● LISTING
━━━━━━
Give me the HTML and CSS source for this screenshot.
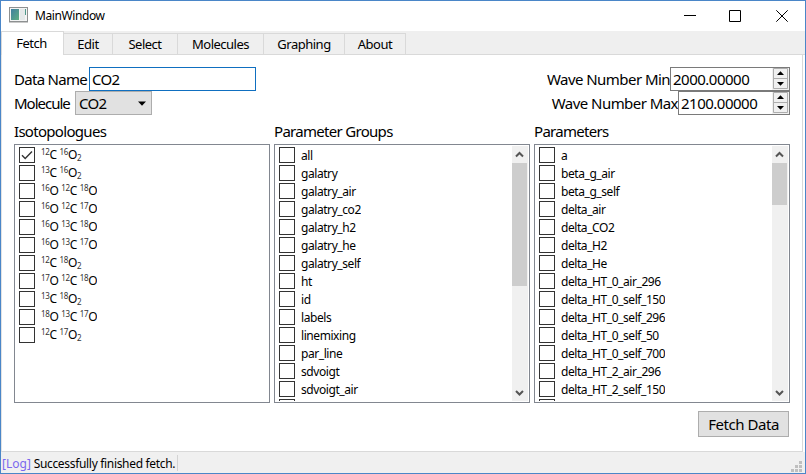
━━━━━━
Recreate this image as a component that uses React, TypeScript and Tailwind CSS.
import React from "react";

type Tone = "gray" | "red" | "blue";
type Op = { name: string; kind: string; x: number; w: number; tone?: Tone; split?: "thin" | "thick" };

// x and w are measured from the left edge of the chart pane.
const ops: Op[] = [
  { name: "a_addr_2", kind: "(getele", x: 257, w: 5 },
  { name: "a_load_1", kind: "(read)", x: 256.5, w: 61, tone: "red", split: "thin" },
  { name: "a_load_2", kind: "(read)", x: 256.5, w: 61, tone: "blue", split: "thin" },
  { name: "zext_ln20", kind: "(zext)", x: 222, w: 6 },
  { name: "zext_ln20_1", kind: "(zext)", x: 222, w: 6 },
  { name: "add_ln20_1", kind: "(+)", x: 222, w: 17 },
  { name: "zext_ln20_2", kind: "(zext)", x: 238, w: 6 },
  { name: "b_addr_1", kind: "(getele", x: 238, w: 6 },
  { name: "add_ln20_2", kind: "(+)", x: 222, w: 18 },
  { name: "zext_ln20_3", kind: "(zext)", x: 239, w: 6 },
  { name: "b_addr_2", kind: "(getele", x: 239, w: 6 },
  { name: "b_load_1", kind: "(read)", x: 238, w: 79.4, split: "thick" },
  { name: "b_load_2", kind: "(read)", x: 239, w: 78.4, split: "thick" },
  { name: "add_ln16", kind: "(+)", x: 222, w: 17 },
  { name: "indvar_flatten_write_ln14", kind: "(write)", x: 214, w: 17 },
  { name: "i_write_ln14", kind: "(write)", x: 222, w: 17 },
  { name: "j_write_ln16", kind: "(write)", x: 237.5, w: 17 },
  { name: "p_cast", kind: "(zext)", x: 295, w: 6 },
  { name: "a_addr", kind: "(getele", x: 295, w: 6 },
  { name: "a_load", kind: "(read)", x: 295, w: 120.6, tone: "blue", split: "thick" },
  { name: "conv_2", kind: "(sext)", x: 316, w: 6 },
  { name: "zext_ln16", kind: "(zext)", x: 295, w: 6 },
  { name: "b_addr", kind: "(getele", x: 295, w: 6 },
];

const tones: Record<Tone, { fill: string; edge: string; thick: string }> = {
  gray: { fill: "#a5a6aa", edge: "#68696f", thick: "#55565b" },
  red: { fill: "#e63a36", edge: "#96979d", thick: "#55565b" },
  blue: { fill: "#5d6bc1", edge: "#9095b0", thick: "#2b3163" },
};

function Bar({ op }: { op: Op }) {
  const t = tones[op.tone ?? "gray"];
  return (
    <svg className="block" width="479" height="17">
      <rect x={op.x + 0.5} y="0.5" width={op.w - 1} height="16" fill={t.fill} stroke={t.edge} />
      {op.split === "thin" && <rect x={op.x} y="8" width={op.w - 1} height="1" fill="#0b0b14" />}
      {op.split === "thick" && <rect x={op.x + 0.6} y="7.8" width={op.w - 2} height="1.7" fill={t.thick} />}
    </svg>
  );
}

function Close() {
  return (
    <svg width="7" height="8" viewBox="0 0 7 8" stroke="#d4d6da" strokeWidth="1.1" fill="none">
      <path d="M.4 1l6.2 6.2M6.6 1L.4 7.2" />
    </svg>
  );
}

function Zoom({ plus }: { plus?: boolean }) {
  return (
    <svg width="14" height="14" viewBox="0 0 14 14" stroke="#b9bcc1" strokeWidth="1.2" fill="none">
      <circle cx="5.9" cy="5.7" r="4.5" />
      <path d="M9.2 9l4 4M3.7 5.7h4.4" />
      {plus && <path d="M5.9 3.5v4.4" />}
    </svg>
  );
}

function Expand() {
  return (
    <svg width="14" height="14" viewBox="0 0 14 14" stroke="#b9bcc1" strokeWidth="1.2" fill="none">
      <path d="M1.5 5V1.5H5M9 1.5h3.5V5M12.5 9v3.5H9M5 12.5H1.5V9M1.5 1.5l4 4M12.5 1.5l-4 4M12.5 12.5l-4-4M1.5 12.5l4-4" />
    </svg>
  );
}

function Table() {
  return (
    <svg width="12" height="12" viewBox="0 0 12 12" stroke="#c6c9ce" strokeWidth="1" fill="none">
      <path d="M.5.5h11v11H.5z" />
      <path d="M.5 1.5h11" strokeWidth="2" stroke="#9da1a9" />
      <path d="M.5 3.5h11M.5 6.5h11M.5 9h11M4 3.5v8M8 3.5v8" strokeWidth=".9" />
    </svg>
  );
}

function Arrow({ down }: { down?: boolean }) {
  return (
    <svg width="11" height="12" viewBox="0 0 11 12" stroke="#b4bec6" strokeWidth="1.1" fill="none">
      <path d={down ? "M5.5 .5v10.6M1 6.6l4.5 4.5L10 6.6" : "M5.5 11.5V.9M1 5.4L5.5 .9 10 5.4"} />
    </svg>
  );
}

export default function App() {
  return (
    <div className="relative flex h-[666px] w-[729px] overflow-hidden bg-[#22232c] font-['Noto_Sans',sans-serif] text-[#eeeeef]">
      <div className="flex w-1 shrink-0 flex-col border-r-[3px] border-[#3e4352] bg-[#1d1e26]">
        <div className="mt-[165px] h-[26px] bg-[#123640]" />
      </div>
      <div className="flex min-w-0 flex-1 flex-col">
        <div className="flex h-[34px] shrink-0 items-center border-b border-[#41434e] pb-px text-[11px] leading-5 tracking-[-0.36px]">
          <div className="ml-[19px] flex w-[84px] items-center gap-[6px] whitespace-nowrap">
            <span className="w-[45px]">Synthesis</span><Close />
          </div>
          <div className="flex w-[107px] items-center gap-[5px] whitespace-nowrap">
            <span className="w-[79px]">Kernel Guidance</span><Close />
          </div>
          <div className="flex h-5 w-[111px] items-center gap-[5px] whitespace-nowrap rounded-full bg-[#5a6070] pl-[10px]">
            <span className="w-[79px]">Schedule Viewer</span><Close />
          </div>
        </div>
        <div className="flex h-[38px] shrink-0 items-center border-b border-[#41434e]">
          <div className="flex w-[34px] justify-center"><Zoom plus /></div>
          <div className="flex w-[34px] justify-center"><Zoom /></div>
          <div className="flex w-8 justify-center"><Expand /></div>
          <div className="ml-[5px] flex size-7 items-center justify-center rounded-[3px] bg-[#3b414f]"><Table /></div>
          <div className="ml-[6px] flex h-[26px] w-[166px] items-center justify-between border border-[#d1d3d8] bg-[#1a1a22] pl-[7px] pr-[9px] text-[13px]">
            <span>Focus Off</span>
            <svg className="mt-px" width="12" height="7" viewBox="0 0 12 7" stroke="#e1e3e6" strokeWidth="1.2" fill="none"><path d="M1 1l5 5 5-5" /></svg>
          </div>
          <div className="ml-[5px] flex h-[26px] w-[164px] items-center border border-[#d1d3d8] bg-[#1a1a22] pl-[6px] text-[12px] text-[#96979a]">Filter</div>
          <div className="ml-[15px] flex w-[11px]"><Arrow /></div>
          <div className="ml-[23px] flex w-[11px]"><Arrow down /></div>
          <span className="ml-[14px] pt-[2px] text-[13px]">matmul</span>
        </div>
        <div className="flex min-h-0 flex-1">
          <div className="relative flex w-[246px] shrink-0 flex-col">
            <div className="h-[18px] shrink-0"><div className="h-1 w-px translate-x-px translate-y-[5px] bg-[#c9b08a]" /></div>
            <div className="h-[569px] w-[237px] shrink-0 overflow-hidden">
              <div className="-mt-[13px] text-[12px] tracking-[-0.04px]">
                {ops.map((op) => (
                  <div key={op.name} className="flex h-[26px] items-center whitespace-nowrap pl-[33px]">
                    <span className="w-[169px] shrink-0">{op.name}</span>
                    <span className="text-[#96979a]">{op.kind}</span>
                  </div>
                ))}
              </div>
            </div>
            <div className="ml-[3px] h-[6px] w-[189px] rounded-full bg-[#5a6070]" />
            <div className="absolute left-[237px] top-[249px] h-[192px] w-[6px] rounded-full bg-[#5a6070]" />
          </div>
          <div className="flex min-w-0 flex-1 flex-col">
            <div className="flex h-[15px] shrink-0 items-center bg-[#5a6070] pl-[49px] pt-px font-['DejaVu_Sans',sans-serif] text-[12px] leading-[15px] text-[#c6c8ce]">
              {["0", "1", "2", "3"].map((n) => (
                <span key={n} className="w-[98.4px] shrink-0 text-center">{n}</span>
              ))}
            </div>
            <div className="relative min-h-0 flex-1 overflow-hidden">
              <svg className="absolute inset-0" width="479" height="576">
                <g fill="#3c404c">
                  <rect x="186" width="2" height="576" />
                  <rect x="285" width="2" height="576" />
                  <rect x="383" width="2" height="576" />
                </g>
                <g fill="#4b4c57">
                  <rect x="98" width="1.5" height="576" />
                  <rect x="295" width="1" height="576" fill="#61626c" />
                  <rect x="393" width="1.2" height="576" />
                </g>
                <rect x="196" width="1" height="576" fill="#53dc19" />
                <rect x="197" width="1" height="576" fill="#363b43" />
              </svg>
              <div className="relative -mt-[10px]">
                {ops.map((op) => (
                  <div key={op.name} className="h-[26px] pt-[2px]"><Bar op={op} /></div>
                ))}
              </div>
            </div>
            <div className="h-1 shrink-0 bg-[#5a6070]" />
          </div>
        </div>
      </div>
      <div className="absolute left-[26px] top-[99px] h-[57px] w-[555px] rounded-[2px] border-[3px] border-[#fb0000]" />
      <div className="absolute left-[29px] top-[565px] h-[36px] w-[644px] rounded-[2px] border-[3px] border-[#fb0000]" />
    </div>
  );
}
━━━━━━
● SET TASK
Tally every line of the listing that holds the string "this", then give the number by itself.

● EXPECTED ANSWER
2